After tea, in the 22 overs which were bowled before bad light ended play for the day, Leicestershire added precisely 100 runs without losing a wicket. Within five overs of the players returning, with the first of two boundaries in an over, Barnes uppercut Brooks to the Ondaatje boundary and the 22 runs required to save the follow-on were on the scoreboard. From there, with most of the pressure now off, the Leicestershire score raced along with Barnes playing an innings of assured aggression. De Lange replaced Brooks, and Swindells drove him twice to the Temporary Stand, bringing up his century along the way. There was generous applause, not least from the two Leicestershire supporters sitting behind me. In the next two overs, from Aldridge and de Lange, five boundaries and another 22 runs came. Barnes hooked Aldridge to the Temporary Stand and Swindells, looking like he was swatting a fly, sent the ball to the Somerset Stand. In the next over Barnes, with considerable assurance, square drove, uppercut and then clipped de Lange off his legs, all for four.

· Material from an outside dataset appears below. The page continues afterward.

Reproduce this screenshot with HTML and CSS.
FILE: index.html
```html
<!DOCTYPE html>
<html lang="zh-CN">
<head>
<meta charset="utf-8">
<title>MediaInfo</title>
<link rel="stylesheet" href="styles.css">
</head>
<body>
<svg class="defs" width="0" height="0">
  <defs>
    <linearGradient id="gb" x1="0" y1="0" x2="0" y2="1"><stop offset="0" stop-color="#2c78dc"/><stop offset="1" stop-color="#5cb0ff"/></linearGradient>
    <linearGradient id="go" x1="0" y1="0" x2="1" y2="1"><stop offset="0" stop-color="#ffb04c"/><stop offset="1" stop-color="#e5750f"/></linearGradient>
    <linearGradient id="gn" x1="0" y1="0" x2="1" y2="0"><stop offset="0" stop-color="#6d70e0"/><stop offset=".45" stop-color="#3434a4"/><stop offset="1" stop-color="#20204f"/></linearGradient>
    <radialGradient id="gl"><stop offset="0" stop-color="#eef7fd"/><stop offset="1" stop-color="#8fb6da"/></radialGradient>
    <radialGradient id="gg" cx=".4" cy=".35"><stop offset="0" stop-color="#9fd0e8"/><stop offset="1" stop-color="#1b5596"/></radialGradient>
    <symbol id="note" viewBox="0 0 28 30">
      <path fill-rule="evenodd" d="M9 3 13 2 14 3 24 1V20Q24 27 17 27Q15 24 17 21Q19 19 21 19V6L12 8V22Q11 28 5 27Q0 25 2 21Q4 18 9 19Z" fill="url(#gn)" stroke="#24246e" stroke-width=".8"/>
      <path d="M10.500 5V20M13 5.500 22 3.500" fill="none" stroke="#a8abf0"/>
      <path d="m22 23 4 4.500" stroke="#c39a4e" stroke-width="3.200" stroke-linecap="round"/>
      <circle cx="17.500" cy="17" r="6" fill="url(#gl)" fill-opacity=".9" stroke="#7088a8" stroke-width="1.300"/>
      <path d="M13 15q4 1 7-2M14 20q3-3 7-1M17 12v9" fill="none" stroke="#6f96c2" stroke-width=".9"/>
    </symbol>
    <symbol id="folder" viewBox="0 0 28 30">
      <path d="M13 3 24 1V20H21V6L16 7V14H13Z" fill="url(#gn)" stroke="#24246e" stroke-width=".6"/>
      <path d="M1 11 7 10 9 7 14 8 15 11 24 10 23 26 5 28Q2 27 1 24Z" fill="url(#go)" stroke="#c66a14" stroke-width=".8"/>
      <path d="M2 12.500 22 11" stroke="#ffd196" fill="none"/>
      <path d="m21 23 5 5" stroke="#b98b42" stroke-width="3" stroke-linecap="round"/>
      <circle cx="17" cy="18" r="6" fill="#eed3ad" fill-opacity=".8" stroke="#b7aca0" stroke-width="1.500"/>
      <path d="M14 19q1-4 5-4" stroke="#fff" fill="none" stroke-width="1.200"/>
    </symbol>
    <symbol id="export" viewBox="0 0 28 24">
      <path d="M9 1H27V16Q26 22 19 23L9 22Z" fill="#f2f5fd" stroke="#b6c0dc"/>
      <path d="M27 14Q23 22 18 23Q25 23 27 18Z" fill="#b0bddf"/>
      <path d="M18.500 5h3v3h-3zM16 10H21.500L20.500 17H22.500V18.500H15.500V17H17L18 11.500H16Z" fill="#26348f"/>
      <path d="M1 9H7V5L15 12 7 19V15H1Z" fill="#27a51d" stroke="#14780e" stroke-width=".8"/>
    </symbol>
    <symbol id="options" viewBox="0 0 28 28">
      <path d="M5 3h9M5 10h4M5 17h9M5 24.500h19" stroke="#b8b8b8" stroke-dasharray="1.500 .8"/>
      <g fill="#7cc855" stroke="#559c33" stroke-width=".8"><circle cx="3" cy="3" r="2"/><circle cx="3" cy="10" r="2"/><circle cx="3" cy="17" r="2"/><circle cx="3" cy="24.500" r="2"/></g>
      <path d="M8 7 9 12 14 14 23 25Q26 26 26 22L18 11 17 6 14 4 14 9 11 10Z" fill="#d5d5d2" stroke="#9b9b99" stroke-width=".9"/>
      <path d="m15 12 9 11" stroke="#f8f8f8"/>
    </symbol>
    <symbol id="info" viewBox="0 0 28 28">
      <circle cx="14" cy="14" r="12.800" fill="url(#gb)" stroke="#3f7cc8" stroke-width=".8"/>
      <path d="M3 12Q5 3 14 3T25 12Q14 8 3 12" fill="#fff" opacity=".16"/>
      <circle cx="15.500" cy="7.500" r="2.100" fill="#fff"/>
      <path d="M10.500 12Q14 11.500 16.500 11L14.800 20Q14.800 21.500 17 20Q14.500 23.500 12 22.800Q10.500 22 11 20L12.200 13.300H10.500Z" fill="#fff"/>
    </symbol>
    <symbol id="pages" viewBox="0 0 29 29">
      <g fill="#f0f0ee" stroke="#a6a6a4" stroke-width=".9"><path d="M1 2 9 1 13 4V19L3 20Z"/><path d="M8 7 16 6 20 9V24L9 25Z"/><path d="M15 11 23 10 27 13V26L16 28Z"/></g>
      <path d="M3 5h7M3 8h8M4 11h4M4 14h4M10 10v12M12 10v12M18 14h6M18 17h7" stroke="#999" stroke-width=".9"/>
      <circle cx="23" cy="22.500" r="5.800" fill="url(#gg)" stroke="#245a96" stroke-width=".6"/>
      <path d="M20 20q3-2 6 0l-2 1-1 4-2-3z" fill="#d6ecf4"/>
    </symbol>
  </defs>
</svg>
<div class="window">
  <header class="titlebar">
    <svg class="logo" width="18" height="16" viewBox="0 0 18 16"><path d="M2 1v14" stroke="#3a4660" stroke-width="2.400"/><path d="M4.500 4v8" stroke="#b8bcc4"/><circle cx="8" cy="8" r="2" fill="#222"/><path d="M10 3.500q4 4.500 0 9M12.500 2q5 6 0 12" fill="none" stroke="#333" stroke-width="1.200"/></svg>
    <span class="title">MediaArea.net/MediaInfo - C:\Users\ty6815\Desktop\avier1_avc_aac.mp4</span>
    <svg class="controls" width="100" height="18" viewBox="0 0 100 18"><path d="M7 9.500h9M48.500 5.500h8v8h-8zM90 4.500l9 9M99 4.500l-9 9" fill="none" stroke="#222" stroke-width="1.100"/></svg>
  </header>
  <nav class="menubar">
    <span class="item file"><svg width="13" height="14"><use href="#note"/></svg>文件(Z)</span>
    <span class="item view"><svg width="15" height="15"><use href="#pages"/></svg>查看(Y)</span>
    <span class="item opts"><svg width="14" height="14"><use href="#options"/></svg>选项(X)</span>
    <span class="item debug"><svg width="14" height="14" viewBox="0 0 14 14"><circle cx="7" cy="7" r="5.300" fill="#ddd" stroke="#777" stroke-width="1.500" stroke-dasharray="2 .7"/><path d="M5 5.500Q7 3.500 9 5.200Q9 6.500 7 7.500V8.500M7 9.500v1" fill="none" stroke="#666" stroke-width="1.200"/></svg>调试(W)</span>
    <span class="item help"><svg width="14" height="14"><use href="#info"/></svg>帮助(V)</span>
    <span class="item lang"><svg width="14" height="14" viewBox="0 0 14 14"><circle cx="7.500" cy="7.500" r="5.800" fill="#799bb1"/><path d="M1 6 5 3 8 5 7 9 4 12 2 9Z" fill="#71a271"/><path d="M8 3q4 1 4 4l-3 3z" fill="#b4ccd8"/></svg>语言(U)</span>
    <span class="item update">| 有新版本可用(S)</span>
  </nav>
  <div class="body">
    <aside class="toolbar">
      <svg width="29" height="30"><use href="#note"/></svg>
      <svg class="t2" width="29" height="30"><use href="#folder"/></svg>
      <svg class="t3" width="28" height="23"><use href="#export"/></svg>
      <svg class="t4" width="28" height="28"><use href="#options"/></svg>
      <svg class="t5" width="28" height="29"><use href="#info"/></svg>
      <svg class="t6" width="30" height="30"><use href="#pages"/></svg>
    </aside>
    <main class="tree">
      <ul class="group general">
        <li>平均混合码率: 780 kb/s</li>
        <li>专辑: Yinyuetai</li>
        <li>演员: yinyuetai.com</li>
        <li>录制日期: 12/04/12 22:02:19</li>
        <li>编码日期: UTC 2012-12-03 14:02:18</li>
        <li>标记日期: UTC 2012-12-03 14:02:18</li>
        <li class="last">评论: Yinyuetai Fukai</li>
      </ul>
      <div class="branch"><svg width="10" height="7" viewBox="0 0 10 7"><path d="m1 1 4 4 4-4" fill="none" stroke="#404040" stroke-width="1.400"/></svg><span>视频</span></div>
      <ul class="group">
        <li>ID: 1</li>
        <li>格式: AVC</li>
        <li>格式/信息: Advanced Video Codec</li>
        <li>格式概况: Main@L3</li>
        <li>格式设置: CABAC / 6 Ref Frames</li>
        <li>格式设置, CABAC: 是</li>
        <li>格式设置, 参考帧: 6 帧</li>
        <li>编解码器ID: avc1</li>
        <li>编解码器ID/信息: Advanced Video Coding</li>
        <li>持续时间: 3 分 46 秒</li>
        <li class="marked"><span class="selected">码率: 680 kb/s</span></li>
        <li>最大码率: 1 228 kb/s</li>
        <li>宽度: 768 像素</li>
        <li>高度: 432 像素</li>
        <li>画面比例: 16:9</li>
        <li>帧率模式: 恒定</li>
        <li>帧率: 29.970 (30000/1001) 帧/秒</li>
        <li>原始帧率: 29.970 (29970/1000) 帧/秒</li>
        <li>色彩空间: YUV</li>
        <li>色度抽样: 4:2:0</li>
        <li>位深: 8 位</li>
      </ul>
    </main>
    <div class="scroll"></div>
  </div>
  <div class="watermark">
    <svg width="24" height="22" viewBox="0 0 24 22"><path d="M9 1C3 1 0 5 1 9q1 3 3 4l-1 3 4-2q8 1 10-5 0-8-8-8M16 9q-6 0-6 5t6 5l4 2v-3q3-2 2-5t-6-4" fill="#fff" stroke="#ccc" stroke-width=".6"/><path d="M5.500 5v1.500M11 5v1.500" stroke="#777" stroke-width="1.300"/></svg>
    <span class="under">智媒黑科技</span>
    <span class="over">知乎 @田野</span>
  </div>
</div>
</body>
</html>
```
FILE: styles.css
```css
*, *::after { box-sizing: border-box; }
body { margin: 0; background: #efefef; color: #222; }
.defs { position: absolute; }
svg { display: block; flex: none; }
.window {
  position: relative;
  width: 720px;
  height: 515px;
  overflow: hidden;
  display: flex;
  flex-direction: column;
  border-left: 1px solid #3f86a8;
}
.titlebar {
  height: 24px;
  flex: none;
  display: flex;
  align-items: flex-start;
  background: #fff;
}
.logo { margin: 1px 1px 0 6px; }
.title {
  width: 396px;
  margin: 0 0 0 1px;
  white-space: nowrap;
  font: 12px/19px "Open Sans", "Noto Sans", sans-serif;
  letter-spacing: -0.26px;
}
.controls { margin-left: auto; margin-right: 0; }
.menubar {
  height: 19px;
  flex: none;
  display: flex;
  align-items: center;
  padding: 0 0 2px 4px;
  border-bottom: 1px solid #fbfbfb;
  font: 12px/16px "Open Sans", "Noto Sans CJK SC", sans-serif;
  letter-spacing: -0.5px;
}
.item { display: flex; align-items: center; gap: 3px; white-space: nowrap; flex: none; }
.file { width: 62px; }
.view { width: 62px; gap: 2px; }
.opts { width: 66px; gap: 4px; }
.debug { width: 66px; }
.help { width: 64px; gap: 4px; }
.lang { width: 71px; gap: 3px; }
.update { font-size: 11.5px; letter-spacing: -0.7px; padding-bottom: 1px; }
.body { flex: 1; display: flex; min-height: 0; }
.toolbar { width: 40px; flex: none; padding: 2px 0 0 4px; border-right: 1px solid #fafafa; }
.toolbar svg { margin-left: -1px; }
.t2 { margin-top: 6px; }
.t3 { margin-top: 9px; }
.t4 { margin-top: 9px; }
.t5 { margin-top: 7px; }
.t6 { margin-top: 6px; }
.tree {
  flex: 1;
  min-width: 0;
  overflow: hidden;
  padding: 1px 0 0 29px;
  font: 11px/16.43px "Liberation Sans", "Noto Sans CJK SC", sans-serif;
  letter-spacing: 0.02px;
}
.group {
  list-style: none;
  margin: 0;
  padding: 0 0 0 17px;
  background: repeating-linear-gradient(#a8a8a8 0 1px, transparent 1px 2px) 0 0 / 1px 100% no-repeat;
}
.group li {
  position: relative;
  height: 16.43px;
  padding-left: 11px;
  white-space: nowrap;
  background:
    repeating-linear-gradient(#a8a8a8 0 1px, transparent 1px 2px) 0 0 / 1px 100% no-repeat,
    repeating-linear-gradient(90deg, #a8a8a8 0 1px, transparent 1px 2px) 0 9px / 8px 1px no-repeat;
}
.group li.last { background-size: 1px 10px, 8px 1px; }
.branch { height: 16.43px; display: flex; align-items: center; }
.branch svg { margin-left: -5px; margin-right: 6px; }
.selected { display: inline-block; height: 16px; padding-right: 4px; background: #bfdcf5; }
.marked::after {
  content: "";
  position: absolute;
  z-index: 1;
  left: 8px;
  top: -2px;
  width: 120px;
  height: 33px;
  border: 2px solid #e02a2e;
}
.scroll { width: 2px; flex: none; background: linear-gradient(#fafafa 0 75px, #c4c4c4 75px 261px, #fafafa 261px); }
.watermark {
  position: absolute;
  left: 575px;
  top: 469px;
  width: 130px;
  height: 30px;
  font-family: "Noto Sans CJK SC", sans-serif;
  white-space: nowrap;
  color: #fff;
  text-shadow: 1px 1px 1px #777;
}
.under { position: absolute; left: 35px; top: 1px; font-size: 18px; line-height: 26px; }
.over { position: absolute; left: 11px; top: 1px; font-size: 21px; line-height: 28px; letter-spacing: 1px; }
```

Suddenly, the scoreboard was registering 350 for 7 and Somerset’s 461 no longer seemed quite so daunting as it had when it was posted. When van der Merwe and Lammonby replaced Aldridge and de Lange, the Leicestershire onslaught continued, if at a more measured rate, but with little sign of threat from the Somerset bowling. With van der Merwe bowling from the River End, Barnes cut him square to the Caddick Pavilion dug outs, drove through the covers to the Temporary Stand, and swept him to long leg. The sweep brought up Barnes fifty from 65 balls. It was as much a relief as a disappointment for Somerset supporters when the umpires decreed that the light, even with the lights on, was too dark to continue and play was abandoned with ten overs remaining.
Close. Somerset 461 for 8 dec. Leicestershire 390 for 7. Leicestershire trail by 71 runs with three first innings wickets standing.